My brother plays harmonicas in a small town band in Canada and I would like to make something up similar to this mic for him.  Of course I can not find much info about this.  Anyone have any ideas?

Thanks!
Arn C.

Joe Stone

I don't have an answer for you, but you might try this Microphone Builders group in your search:
http://tech.groups.yahoo.com/group/micbuilders/


Arn C.

I am sure that adjusting some of the effects we build here for the microphone  may just be the answer.  It seems that the mic either has some effects built into it or it may just have the switches on it, because it looks like a large cable assy going from the mic to wherever(probably an amp) or maybe the effects that are remotely activated by the switches on the mic. 

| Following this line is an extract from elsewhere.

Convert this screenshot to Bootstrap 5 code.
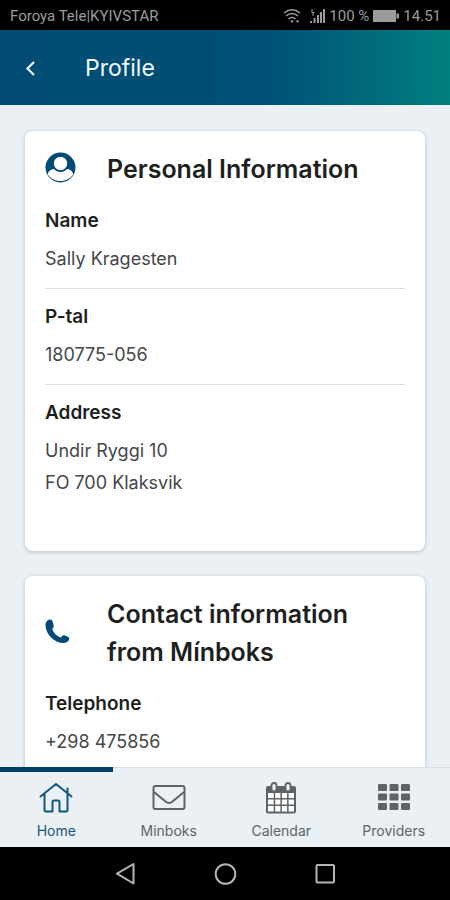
<!DOCTYPE html>
<html lang="en">
<head>
<meta charset="utf-8">
<meta name="viewport" content="width=device-width, initial-scale=1">
<title>Profile</title>
<link rel="stylesheet" href="https://cdn.jsdelivr.net/npm/bootstrap@5.3.0/dist/css/bootstrap.min.css">
<style>
  body { font-family: Inter, "Noto Sans", sans-serif; font-size: 18px; line-height: 32px; color: #444648; background: #ebf0f4; }
  svg { display: block; flex: none; }
  .status-bar { background: #000; color: #9b9b9b; font: 15px/20px Roboto, sans-serif; padding: 6px 9px 4px 10px; }
  .app-header { background: linear-gradient(90deg, #004c74 0%, #004f76 58%, #007f80 100%); color: #f2f8fa; padding: 19px 20px 18px; gap: 44px; }
  .app-header h1 { font-size: 23px; line-height: 38px; }
  .content { padding: 26px 25px 25px; gap: 25px; }
  .info-card { border: 0; border-radius: 8px; padding: 19px 20px 52px; box-shadow: 0 1px 4px rgba(40, 70, 90, .28); color: inherit; }
  .card-head { margin-bottom: 17px; }
  .head-icon { width: 62px; padding-bottom: 4px; color: #004a75; }
  h2, dt { color: #1d1f21; }
  .card-head h2 { font-size: 25px; line-height: 38px; font-weight: 600; }
  .field dt { font-size: 19px; font-weight: 600; margin-bottom: 6px; }
  .field + .field { border-top: 1px solid #dadee1; margin-top: 13px; padding-top: 12px; }
  .tab-bar { background: #ebf0f4; border-top: 1px solid #d8dee3; }
  .tab-link { color: #606366; font-size: 14px; line-height: 20px; padding: 10px 0 8px; gap: 5px; border-top: 5px solid transparent; margin-top: -1px; height: 80px; }
  .tab-link.current { color: #14577e; border-top-color: #003f69; }
  .system-bar { background: #000; color: #b5b5b5; padding: 13px 0 13px; gap: 73px; }
</style>
<script defer src="https://cdn.jsdelivr.net/npm/bootstrap@5.3.0/dist/js/bootstrap.bundle.min.js"></script>
</head>
<body class="d-flex flex-column vh-100 overflow-hidden">
  <div class="status-bar d-flex align-items-center">
    <span class="me-auto">Foroya Tele|KYIVSTAR</span>
    <svg class="me-2" width="18" height="16" viewBox="0 0 18 16" fill="none" stroke="currentColor" stroke-width="1.5" aria-hidden="true"><path d="M1 5Q9-1.500 17 5M3 8Q9 3 15 8M5.500 11Q9 8 12.500 11"/><path d="M7 12.500h4l-2 2.500zM12.500 12.500h4l-2 2.500z" fill="currentColor" stroke="none"/></svg>
    <svg width="16" height="16" viewBox="0 0 16 16" fill="currentColor" aria-hidden="true"><path d="M1 13h2v2H1zM4.500 10h2v5h-2zM8 7h2v8H8zM11 4h2v11h-2zM14 1h2v14h-2zM2.500 1h1v3h2v1h-1v3h-1V5h-1z"/></svg>
    <span class="ms-1">100 %</span>
    <svg class="mx-1" width="26" height="14" viewBox="0 0 26 14" aria-hidden="true"><path d="M0 1h23v12H0zM23.500 4.500H26v5h-2.500z" fill="currentColor"/></svg>
    <span>14.51</span>
  </div>

  <header class="app-header d-flex align-items-center">
    <button type="button" class="btn p-0 border-0 text-reset" aria-label="Back">
      <svg width="21" height="24" viewBox="0 0 21 24" fill="none" stroke="currentColor" stroke-width="2.200"><path d="M14 6L7.500 12.500l6.500 6.500"/></svg>
    </button>
    <h1 class="m-0 fw-normal">Profile</h1>
  </header>

  <main class="content d-flex flex-column flex-fill overflow-auto">
    <section class="info-card card flex-shrink-0">
      <div class="card-head d-flex align-items-center">
        <div class="head-icon flex-shrink-0">
          <svg width="31" height="31" viewBox="0 0 31 31" aria-hidden="true"><circle cx="15.500" cy="15.500" r="15" fill="currentColor"/><path d="M9 17C5 17.500 3 20 2.800 22.500c3 4.200 7.200 6.500 12.700 6.500s9.700-2.300 12.700-6.500C28 20 26 17.500 22 17c-4 4-9 4-13 0z" fill="#fff"/><circle cx="15.500" cy="11.500" r="7.500" fill="#fff" stroke="currentColor" stroke-width="1.500"/></svg>
        </div>
        <h2 class="m-0">Personal Information</h2>
      </div>
      <dl class="m-0">
        <div class="field"><dt>Name</dt><dd class="m-0">Sally Kragesten</dd></div>
        <div class="field"><dt>P-tal</dt><dd class="m-0">180775-056</dd></div>
        <div class="field"><dt>Address</dt><dd class="m-0">Undir Ryggi 10<br>FO 700 Klaksvik</dd></div>
      </dl>
    </section>

    <section class="info-card card flex-shrink-0">
      <div class="card-head d-flex align-items-center">
        <div class="head-icon flex-shrink-0">
          <svg width="25" height="25" viewBox="0 0 25 25" fill="currentColor" aria-hidden="true"><path d="M4.500.5C2 1.200.5 3.200.5 6.200.8 15 9 23.600 17.500 24c3.200.2 6-1.200 6.600-3.500.3-1.300-.2-2.200-1.200-2.700l-2.400-1.100c-1.500-.6-2.800-.4-3.700.8l-.9 1.200C12 17.200 8.700 14 7.200 9.900l.6-.7c.9-.9 1.100-1.800.8-3L7.700 2.700C7.100 1 6.100.2 4.500.5z"/></svg>
        </div>
        <h2 class="m-0">Contact information from Mínboks</h2>
      </div>
      <dl class="m-0">
        <div class="field"><dt>Telephone</dt><dd class="m-0">+298 475856</dd></div>
      </dl>
    </section>
  </main>

  <nav class="tab-bar" aria-label="Main">
    <div class="row g-0 row-cols-4 text-center">
      <div class="col"><a href="#" class="tab-link current d-flex flex-column align-items-center text-decoration-none" aria-current="page">
        <svg width="34" height="34" viewBox="0 0 34 34" fill="none" stroke="currentColor" stroke-width="2" stroke-linejoin="round" stroke-linecap="round" aria-hidden="true"><path d="M1.500 14.500L17 2l15.500 12.500M5.500 12v16q0 1.500 1.500 1.500h6.500V20q0-1.500 1.500-1.500h4q1.500 0 1.500 1.500v9.500H27q1.500 0 1.500-1.500V12M28.500 6.500v4.500"/></svg>
        <span>Home</span></a></div>
      <div class="col"><a href="#" class="tab-link d-flex flex-column align-items-center text-decoration-none">
        <svg width="34" height="34" viewBox="0 0 34 34" fill="none" stroke="currentColor" stroke-width="2" stroke-linejoin="round" aria-hidden="true"><rect x="1.500" y="4" width="31" height="23" rx="2"/><path d="M2 10l11.500 9.500q3.500 3 7 0L32 10"/></svg>
        <span>Minboks</span></a></div>
      <div class="col"><a href="#" class="tab-link d-flex flex-column align-items-center text-decoration-none">
        <svg width="34" height="34" viewBox="0 0 34 34" aria-hidden="true"><rect x="2" y="4" width="30" height="27.500" rx="2" fill="currentColor"/><path d="M4 11h5.700v5H4zM11.200 11h5.200v5h-5.200zM17.900 11h5.200v5h-5.200zM24.600 11h5.400v5h-5.400zM4 17.500h5.700v5H4zM11.200 17.500h5.200v5h-5.200zM17.900 17.500h5.200v5h-5.200zM24.600 17.500h5.400v5h-5.400zM4 24h5.700v5.500H4zM11.200 24h5.200v5.500h-5.200zM17.900 24h5.200v5.500h-5.200zM24.600 24h5.400v5.500h-5.400z" fill="#fff"/><g fill="#ebf0f4" stroke="currentColor" stroke-width="1.800"><rect x="7.500" y="1" width="5" height="8.500" rx="2.500"/><rect x="21.500" y="1" width="5" height="8.500" rx="2.500"/></g></svg>
        <span>Calendar</span></a></div>
      <div class="col"><a href="#" class="tab-link d-flex flex-column align-items-center text-decoration-none">
        <svg width="34" height="34" viewBox="0 0 34 34" fill="currentColor" aria-hidden="true"><rect x="1" y="2" width="9" height="7" rx="1"/><rect x="12.500" y="2" width="9" height="7" rx="1"/><rect x="24" y="2" width="9" height="7" rx="1"/><rect x="1" y="11.500" width="9" height="7" rx="1"/><rect x="12.500" y="11.500" width="9" height="7" rx="1"/><rect x="24" y="11.500" width="9" height="7" rx="1"/><rect x="1" y="21" width="9" height="7" rx="1"/><rect x="12.500" y="21" width="9" height="7" rx="1"/><rect x="24" y="21" width="9" height="7" rx="1"/></svg>
        <span>Providers</span></a></div>
    </div>
  </nav>

  <div class="system-bar d-flex justify-content-center">
    <button type="button" class="btn p-0 border-0 text-reset" aria-label="System back"><svg width="27" height="27" viewBox="0 0 27 27" fill="none" stroke="currentColor" stroke-width="2" stroke-linejoin="round"><path d="M21.500 4v19.500L5 13.700z"/></svg></button>
    <button type="button" class="btn p-0 border-0 text-reset" aria-label="System home"><svg width="27" height="27" viewBox="0 0 27 27" fill="none" stroke="currentColor" stroke-width="2"><circle cx="13.500" cy="14" r="9.800"/></svg></button>
    <button type="button" class="btn p-0 border-0 text-reset" aria-label="Recent apps"><svg width="27" height="27" viewBox="0 0 27 27" fill="none" stroke="currentColor" stroke-width="2"><rect x="4.500" y="5" width="17.500" height="17.500" rx="1"/></svg></button>
  </div>
</body>
</html>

Wonder what effects in this forum would sound good for this,  filters, boosters, od's.........?

Arn C.

doug deeper

i was talking to a guy who plays harmonica a few yeard ago and he mentioned there was a boutique company that made a harmonica fuzz...basicly it killed all sustain so there was little chance of feedback.
so get to misbiasing those transistors!

Nasse

http://www.elektor-electronics.co.uk/magazines/2003/november/directional-microphone.55407.lynkx There was much simpler version mentioned in the article but dunno about this or that performance, just a diy mic project with electret capsules with no fx.

In the old days they used to use Green Bullets.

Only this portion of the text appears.